Squamish and Tsleil-Waututh Nations took to the seas to protest the proposed Kinder Morgan pipeline expansion, canoeing from Ambleside to Cates Park to showcase the sanctity of the ocean.

“The risks associated with this are way to high. We want to grow the economy, but we need to be sustainable,” said Tsleil-Waututh chief Justin George. “A lot of the press have been on the Enbridge proposal, but there’s been very little education on this.”

Kinder Morgan has proposed spending four billion dollars to twin its Trans Mountain Pipeline that runs from Edmonton to Burnaby, increasing its capacity from 300,000 to 750,000 barrels per day.
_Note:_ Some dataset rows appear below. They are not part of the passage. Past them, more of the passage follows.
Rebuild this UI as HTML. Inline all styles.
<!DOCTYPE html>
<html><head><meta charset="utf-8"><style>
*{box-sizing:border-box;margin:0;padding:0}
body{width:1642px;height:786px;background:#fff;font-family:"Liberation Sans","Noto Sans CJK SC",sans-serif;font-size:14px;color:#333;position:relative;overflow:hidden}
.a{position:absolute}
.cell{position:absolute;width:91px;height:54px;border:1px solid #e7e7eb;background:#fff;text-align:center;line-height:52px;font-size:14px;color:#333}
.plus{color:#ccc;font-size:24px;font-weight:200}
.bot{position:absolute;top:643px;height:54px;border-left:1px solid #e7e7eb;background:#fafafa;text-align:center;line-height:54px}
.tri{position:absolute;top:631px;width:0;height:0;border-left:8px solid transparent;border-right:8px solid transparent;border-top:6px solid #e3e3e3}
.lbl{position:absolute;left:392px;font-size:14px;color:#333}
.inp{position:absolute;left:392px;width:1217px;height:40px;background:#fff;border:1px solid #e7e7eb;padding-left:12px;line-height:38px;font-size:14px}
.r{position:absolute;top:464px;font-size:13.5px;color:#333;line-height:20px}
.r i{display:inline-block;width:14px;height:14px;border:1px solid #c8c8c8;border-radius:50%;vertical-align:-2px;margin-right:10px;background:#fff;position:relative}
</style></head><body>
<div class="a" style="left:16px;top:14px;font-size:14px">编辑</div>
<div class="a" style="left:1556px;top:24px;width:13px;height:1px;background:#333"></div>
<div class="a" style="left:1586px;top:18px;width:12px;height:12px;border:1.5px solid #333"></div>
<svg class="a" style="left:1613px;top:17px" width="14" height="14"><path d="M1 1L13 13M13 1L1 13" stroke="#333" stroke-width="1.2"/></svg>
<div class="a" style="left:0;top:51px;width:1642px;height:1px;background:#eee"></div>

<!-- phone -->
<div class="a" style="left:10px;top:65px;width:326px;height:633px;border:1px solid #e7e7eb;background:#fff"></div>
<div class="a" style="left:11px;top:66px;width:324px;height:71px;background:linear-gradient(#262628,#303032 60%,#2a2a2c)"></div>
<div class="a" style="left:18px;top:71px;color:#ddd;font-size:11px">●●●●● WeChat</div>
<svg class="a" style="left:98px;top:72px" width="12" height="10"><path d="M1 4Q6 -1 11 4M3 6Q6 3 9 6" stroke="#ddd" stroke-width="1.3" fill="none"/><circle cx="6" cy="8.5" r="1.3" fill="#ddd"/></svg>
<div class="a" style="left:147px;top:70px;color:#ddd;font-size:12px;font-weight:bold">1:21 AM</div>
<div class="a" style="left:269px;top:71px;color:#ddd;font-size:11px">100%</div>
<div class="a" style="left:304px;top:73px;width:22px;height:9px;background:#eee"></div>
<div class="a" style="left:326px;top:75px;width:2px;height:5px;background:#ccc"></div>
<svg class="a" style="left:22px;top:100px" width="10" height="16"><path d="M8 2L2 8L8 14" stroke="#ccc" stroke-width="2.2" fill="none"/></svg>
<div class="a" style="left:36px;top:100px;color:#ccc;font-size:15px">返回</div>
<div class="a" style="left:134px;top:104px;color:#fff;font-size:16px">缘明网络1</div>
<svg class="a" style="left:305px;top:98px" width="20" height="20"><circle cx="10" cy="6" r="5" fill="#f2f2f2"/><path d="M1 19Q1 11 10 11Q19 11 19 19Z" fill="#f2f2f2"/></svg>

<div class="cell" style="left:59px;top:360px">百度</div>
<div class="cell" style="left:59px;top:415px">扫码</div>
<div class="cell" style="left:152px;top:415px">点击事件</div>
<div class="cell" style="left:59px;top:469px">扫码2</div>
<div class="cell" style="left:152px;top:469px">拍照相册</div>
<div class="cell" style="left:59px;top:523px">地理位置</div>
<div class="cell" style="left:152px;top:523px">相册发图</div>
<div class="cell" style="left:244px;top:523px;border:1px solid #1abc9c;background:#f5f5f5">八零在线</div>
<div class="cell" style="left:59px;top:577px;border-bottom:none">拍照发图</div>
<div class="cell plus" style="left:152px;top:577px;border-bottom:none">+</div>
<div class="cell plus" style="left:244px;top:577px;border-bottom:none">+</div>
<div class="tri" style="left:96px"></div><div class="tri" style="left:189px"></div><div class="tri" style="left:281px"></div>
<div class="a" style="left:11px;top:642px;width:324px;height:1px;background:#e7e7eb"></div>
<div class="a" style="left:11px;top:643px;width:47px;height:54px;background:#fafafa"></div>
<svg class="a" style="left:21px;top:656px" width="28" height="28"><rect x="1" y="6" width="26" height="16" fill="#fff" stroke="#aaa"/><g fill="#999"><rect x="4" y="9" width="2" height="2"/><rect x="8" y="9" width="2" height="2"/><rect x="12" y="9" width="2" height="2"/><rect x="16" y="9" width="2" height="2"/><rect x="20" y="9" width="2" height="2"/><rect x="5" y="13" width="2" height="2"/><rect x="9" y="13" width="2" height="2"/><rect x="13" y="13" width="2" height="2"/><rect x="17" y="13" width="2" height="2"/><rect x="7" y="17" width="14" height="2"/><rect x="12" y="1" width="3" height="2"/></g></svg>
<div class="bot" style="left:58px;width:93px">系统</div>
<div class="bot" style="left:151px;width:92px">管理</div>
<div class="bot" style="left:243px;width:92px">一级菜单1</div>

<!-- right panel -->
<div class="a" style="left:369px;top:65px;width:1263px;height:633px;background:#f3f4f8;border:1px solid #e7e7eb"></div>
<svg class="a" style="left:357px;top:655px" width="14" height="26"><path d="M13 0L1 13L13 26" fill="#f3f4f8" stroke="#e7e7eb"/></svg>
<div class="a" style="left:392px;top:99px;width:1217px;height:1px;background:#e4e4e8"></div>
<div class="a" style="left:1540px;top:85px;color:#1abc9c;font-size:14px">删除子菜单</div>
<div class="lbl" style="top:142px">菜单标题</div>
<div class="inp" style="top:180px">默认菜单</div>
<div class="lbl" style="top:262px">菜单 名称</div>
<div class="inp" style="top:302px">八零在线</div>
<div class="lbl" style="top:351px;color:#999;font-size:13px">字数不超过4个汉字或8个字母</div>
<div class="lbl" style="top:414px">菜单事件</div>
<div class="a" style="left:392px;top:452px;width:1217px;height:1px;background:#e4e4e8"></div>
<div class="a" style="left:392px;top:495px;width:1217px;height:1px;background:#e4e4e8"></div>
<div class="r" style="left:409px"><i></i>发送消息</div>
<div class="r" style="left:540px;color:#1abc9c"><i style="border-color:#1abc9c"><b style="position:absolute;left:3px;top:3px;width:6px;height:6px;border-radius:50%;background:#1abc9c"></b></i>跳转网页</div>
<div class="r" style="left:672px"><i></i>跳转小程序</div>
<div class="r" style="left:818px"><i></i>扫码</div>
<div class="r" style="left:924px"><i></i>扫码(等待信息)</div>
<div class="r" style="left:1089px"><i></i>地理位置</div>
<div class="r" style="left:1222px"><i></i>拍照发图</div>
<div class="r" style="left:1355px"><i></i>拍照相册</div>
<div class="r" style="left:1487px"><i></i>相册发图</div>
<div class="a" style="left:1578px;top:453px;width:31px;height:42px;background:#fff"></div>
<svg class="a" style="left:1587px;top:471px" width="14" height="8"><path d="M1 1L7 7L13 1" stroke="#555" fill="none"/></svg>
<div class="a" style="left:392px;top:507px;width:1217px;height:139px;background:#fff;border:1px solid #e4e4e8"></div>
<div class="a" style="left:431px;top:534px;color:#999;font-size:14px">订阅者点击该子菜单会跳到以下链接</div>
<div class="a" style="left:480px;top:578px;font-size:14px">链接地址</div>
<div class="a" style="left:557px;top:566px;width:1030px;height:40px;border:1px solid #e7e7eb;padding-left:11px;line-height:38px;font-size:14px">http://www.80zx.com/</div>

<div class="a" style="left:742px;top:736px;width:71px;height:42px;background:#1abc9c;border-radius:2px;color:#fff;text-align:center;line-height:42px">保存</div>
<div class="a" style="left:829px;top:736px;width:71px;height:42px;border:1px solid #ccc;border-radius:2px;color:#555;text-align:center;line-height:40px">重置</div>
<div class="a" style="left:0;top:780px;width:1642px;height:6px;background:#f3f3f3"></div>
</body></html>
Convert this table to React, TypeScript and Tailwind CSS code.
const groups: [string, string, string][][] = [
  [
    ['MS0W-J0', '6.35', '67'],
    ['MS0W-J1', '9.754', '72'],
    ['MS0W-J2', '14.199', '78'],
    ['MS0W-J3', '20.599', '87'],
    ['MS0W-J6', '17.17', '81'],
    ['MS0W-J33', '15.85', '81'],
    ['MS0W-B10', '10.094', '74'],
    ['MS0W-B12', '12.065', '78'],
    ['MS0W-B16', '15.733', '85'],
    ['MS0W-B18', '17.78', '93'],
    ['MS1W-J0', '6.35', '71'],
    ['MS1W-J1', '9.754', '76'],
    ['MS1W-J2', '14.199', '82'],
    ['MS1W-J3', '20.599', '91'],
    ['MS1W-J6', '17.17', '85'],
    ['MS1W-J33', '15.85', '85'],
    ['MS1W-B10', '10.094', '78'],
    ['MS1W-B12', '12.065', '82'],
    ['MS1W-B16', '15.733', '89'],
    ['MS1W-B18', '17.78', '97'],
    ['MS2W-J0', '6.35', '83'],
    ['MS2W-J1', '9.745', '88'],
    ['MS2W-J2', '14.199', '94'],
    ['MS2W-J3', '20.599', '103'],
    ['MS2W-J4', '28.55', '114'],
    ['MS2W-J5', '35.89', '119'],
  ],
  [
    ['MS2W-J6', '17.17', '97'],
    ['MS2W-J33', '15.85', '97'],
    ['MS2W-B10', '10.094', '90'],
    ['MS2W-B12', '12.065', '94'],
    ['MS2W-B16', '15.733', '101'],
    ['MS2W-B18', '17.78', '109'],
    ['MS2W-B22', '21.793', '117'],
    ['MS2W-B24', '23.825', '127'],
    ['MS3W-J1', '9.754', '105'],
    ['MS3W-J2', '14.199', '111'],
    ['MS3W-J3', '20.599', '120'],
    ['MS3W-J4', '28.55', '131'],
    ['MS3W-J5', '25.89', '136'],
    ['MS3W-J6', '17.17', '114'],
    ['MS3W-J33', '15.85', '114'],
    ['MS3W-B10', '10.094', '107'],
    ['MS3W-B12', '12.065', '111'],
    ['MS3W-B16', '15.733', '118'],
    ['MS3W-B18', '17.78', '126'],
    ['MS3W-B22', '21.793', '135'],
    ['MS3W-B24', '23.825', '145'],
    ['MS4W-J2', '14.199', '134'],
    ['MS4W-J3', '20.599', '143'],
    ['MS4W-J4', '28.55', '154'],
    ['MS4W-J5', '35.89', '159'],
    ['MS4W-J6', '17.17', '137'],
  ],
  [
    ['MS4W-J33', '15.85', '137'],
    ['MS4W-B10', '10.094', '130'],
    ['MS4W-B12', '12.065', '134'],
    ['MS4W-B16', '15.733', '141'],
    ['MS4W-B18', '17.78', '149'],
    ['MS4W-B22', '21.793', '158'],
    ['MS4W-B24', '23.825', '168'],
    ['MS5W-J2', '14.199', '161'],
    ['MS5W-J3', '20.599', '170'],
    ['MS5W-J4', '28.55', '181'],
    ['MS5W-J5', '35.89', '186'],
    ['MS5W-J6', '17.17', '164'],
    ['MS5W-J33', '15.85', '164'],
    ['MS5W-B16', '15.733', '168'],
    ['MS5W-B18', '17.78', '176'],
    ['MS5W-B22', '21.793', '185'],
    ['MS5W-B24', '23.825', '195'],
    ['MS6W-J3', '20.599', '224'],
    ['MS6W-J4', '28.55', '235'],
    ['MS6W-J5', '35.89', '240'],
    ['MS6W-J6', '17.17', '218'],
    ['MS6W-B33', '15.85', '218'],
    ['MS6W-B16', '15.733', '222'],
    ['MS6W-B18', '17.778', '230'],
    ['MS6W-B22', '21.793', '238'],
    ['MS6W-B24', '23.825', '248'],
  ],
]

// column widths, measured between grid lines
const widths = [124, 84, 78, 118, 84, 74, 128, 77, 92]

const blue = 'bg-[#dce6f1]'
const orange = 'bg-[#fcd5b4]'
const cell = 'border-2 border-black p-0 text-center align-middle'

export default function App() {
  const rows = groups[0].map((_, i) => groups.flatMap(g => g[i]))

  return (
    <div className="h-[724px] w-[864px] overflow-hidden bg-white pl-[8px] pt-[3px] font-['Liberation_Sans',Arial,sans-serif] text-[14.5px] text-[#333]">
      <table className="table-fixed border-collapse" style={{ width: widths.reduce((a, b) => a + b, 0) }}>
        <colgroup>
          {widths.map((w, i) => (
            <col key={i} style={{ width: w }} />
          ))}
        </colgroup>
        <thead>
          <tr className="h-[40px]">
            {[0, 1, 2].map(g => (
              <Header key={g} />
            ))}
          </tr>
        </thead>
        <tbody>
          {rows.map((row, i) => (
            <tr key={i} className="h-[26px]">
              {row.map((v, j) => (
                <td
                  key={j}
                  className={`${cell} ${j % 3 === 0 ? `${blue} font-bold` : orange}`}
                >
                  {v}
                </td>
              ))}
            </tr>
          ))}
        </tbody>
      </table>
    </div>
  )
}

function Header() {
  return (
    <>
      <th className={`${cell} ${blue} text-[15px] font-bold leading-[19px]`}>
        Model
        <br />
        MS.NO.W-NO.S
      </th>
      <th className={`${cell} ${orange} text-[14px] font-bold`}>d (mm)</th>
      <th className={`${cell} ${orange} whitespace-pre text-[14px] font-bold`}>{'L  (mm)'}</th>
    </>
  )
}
Construction would take two years, and environmentalists and first nation groups have raised concerns of its impact.

Much like the proposed Enbridge pipeline, the B.C. government has said that Kinder Morgan should increase its investment in oil-spill prevention before they will support the project and have also asked for a larger share of revenue to compensate any costs from a spill.

The NDP have said they will delay taking a stand on the project until a formal application is made.

But Chief George said that even with extra compensation, the threat of a spill is too great to risk the natural environment in the area.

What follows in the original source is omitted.